New faculty join FAS
Thirty new ladder faculty members join the FAS for the 2025–26 academic year, including 20 pre-tenure faculty. Ten arrive with tenure, bringing exceptional experience to the FAS. Twenty-one new members of the instructional faculty are also joining the FAS on full-time, multi-year appointments, as well as two professors in the practice.
This cohort of new faculty works in disciplines ranging from political science to statistics and data science, applied mathematics to molecular biology, history to religious studies, and beyond.
Junior faculty honored for outstanding research
The FAS has awarded prizes to three junior faculty members for their excellent scholarship. Priyasha Mukhopadhyay, assistant professor of English, received the Samuel ’60 and Ronnie ’72 Heyman Prize for her book, Required Reading: The Life of Everyday Texts in the British Empire. In it, she examines commonplace writing from colonial South Asia to challenge our ideas about reading.
Samuel McDougle, assistant professor of psychology, and Junliang Shen, associate professor of mathematics, were each awarded the Arthur Greer Memorial Prize, which honors faculty in the social or natural sciences. McDougle was recognized for his groundbreaking work at the interface of cognition and action, which is reshaping the field’s understanding of motor behaviors. Shen was recognized for his innovative research, which uses tools from algebraic geometry to solve questions and conjectures rooted in topology, geometry, and mathematical physics.

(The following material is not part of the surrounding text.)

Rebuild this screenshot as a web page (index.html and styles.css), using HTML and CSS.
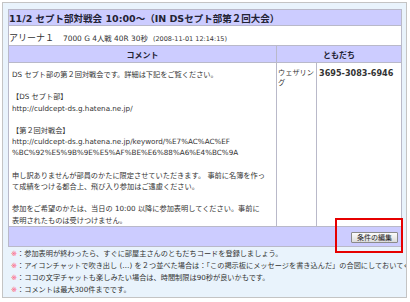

Political scientist oversees new tool measuring US economic shifts
Jacob Hacker ’00PhD, Stanley B. Resor Professor of Political Science, will oversee a critical new tool arriving at Yale’s Institution for Social and Policy Studies. In 2023, the American Academy of Arts & Sciences released CORE Score, a tool providing county-level snapshots of how Americans experience economic security, health, and political efficacy. Hacker, who led the development of the tool’s ability to measure Americans’ participation in democracy, feels the new metrics are a better way to understand how inequality shapes political outcomes across the US.